The Temperature Dependence of the Langmuir Adsorption Model for a Single-Site Metal–Organic Framework

Abstract

The single-site Langmuir adsorption model, also known as the Langmuir isotherm equation, is one of the simplest possible descriptions of adsorption phenomena and yet finds widespread applicability across a range of disciplines. In its simplest form, it is deployed to treat adsorption equilibria at constant temperature (i.e., along isotherms); however, at the heart of its derivation is a more general class of models that each incorporates an explicit temperature dependence, subject to assumptions about the spatial/translational degrees of freedom of the adsorbed species. In this work, measurements of the temperature dependence of supercritical adsorption of H2 on a single-site metal–organic framework (MOF) are presented and fitted using a range of Langmuir models with distinct treatments of degrees of freedom in the adsorbed phase.

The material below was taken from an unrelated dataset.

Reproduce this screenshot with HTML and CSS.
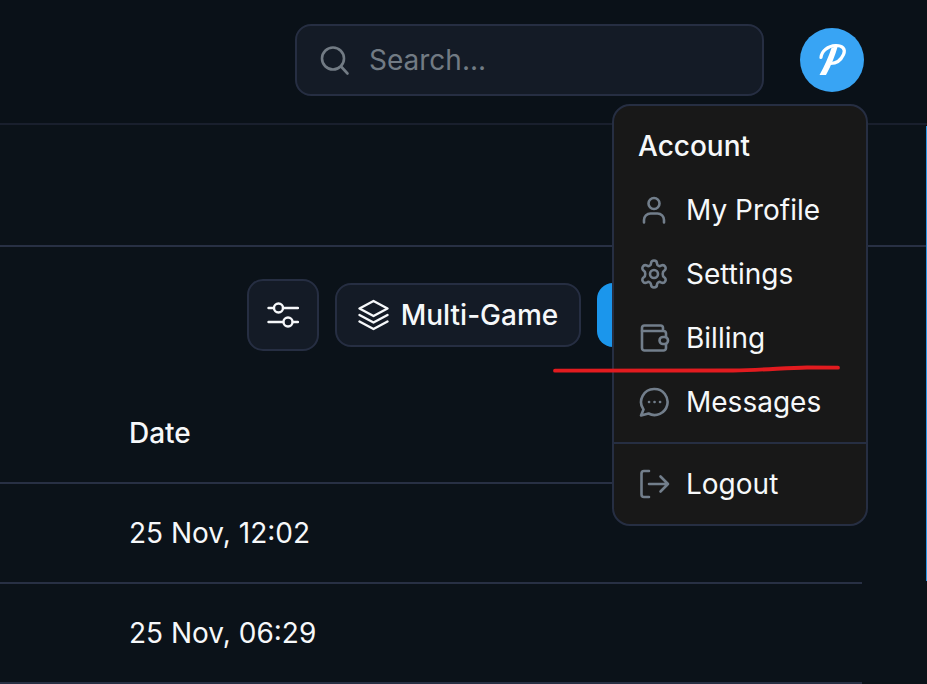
FILE: index.html
```html
<!DOCTYPE html>
<html lang="en">
<head>
<meta charset="utf-8">
<title>Account menu</title>
<link rel="stylesheet" href="styles.css">
</head>
<body>
<div class="page">
  <header class="topbar">
    <label class="search">
      <svg class="search-icon" viewBox="0 0 32 32" fill="none" stroke="currentColor" stroke-width="2.600" stroke-linecap="round" stroke-linejoin="round"><circle cx="15" cy="14.500" r="11"/><path d="M23.500 23l6 6.500"/></svg>
      <span class="placeholder">Search...</span>
    </label>
    <div class="avatar">
      <svg viewBox="0 0 64 64" width="64" height="64"><path d="M21 29.500C21.500 23 28 17.800 35.500 17.500C42.500 17.200 46 21 43.500 26.500C41 32 36 35.500 30.500 35.500" fill="none" stroke="#fff" stroke-width="3.200" stroke-linecap="round"/><path d="M31.500 20L38 17.500C35 28 31 38 26 47H19.500C24.500 38 28.500 29 31.500 20Z" fill="#fff"/></svg>
    </div>
  </header>
  <section class="band"></section>
  <section class="toolbar">
    <button class="filter-btn" type="button">
      <svg viewBox="0 0 32 32" width="32" height="32" fill="none" stroke="currentColor" stroke-width="2.400" stroke-linecap="round"><path d="M1.500 9h5M16 9h15M1.500 23h14.500M26 23h5"/><circle cx="11.500" cy="9" r="4.500"/><circle cx="21" cy="23" r="4.500"/></svg>
    </button>
    <button class="pill-btn" type="button">
      <svg viewBox="0 0 32 32" width="32" height="32" fill="none" stroke="currentColor" stroke-width="2.400" stroke-linecap="round" stroke-linejoin="round"><path d="M15.500 2L29.500 9.500L15.500 17L1.500 9.500Z"/><path d="M1.500 16L15.500 23.500L29.500 16"/><path d="M1.500 22.500L15.500 30L29.500 22.500"/></svg>
      <span>Multi-Game</span>
    </button>
    <button class="primary-btn" type="button"></button>
  </section>
  <div class="table">
    <div class="row head">Date</div>
    <div class="row">25 Nov, 12:02</div>
    <div class="row">25 Nov, 06:29</div>
  </div>
  <div class="edge"></div>

  <nav class="menu">
    <div class="menu-title">Account</div>
    <a class="menu-item">
      <svg class="mi" viewBox="0 0 32 32" fill="none" stroke="currentColor" stroke-width="2.600" stroke-linecap="round" stroke-linejoin="round"><circle cx="16" cy="9.500" r="5.500"/><path d="M6 28.500v-2.500a6.500 6.500 0 0 1 6.500-6.500h7a6.500 6.500 0 0 1 6.500 6.500v2.500"/></svg>
      <span>My Profile</span>
    </a>
    <a class="menu-item">
      <svg class="mi" viewBox="0 0 32 32" fill="none" stroke="currentColor" stroke-width="2.600" stroke-linecap="round" stroke-linejoin="round"><circle cx="16" cy="16" r="4"/><path d="M13 5.500C13 3.500 14.300 2.500 16 2.500s3 1 3 3c0 2 2.200 3.200 3.900 2.200 1.800-1 3.400-.5 4.300 1 .9 1.500.5 3.200-1.200 4.200-1.700 1-1.700 5.200 0 6.200 1.700 1 2.100 2.700 1.200 4.200-.9 1.500-2.500 2-4.300 1-1.700-1-3.900.2-3.900 2.200 0 2-1.300 3-3 3s-3-1-3-3c0-2-2.200-3.200-3.900-2.200-1.800 1-3.400.5-4.300-1-.9-1.500-.5-3.200 1.200-4.200 1.700-1 1.700-5.200 0-6.200-1.700-1-2.100-2.700-1.200-4.200.9-1.500 2.500-2 4.300-1C10.800 8.700 13 7.500 13 5.500Z"/></svg>
      <span>Settings</span>
    </a>
    <a class="menu-item">
      <svg class="mi" viewBox="0 0 32 32" fill="none" stroke="currentColor" stroke-width="2.600" stroke-linecap="round" stroke-linejoin="round"><path d="M4 9V26a2.500 2.500 0 0 0 2.500 2.500h19a2.500 2.500 0 0 0 2.500-2.500V22"/><path d="M28 15V11.500A2.500 2.500 0 0 0 25.500 9H4V6A2.500 2.500 0 0 1 6.500 3.500H22.500A2.500 2.500 0 0 1 25 6V9"/><rect x="21.500" y="15" width="8.500" height="7" rx="3.500"/></svg>
      <span>Billing</span>
    </a>
    <a class="menu-item">
      <svg class="mi" viewBox="0 0 32 32" fill="none" stroke="currentColor" stroke-width="2.600" stroke-linecap="round" stroke-linejoin="round"><path d="M16.500 3A13 13 0 1 1 10.500 27.500L3 29.500L5.500 23.500A13 13 0 0 1 16.500 3Z"/><path d="M11 16h.1M16.500 16h.1M22 16h.1"/></svg>
      <span>Messages</span>
    </a>
    <div class="menu-divider"></div>
    <a class="menu-item">
      <svg class="mi" viewBox="0 0 32 32" fill="none" stroke="currentColor" stroke-width="2.600" stroke-linecap="round" stroke-linejoin="round"><path d="M11 3H6A2.500 2.500 0 0 0 3.500 5.500v21A2.500 2.500 0 0 0 6 29h5"/><path d="M11 16h19M22.500 8.500L30 16l-7.500 7.500"/></svg>
      <span>Logout</span>
    </a>
  </nav>

  <svg class="scribble" viewBox="0 0 927 684" fill="none"><path d="M555 370.700L733 370.500C765 370 785 367.800 807 367.500L838 367.700" stroke="#e21b1f" stroke-width="3.800" stroke-linecap="round"/></svg>
</div>
</body>
</html>
```
FILE: styles.css
```css
* { box-sizing: border-box; }
html, body { margin: 0; padding: 0; background: #0b1219; }
body { font-family: Inter, "Noto Sans", sans-serif; color: #f6f8fa; }
.page { position: relative; width: 927px; height: 684px; overflow: hidden; background: #0b1219; }

.topbar { display: flex; justify-content: flex-end; align-items: flex-start; gap: 36px; height: 125px; padding: 24px 63px 0 0; background: #0a1118; border-bottom: 2px solid #191f2d; }
.search { display: flex; align-items: center; gap: 19px; width: 469px; height: 72px; padding: 0 21px; background: #141b26; border: 2px solid #262e42; border-radius: 16px; }
.search-icon { width: 32px; height: 32px; color: #727b84; flex: none; }
.placeholder { font-size: 28px; line-height: 36px; color: #727b84; }
.avatar { width: 64px; height: 64px; margin-top: 4px; border-radius: 50%; background: #38a4f4; }
.avatar svg { display: block; }

.band { height: 122px; border-bottom: 2px solid #283044; }

.toolbar { display: flex; justify-content: flex-end; align-items: center; gap: 16px; width: 862px; height: 138px; padding: 32px 0 34px; }
.filter-btn, .pill-btn { color: #f6f8fa; background: #141b26; border: 2px solid #262e42; font: inherit; padding: 0; display: flex; align-items: center; justify-content: center; }
.filter-btn { width: 72px; height: 72px; border-radius: 16px; }
.pill-btn { width: 246px; height: 64px; gap: 11px; border-radius: 16px; font-size: 28px; font-weight: 500; }
.primary-btn { width: 265px; height: 64px; background: #1b96ec; border: 0; border-radius: 16px; }

.table { width: 862px; }
.row { display: flex; align-items: center; height: 100px; padding-left: 129px; border-bottom: 2px solid #283044; font-size: 28px; }
.row.head { height: 99px; padding-bottom: 1px; font-weight: 500; }

.edge { position: absolute; top: 126px; right: 0; width: 1px; height: 455px; background: #2a97e3; }

.menu { position: absolute; top: 104px; left: 612px; width: 256px; height: 422px; padding: 8px 0; background: #181818; border: 2px solid #262e42; border-radius: 18px; }
.menu-title, .menu-item { display: flex; align-items: center; height: 64px; padding-left: 24px; font-size: 28px; }
.menu-title { font-weight: 500; }
.menu-item { gap: 16px; }
.mi { width: 32px; height: 32px; color: #727e8b; flex: none; }
.menu-divider { height: 2px; margin: 8px 0; background: #262e42; }

.scribble { position: absolute; inset: 0; width: 927px; height: 684px; pointer-events: none; }
```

Surprisingly, all of the models can be used to adequately represent the measured data (to within 0.0003 mmol g–1 per point), despite yielding significantly different values for binding energy and the temperature dependence of the isosteric enthalpy of adsorption (i.e., the isosteric heat, qst). However, a critical finding of this work is that the mean-temperature isosteric enthalpy of adsorption remains consistent across all models within experimental error (±0.1% or <0.1 kJ mol–1), highlighting its reliability for evaluating adsorption thermodynamics.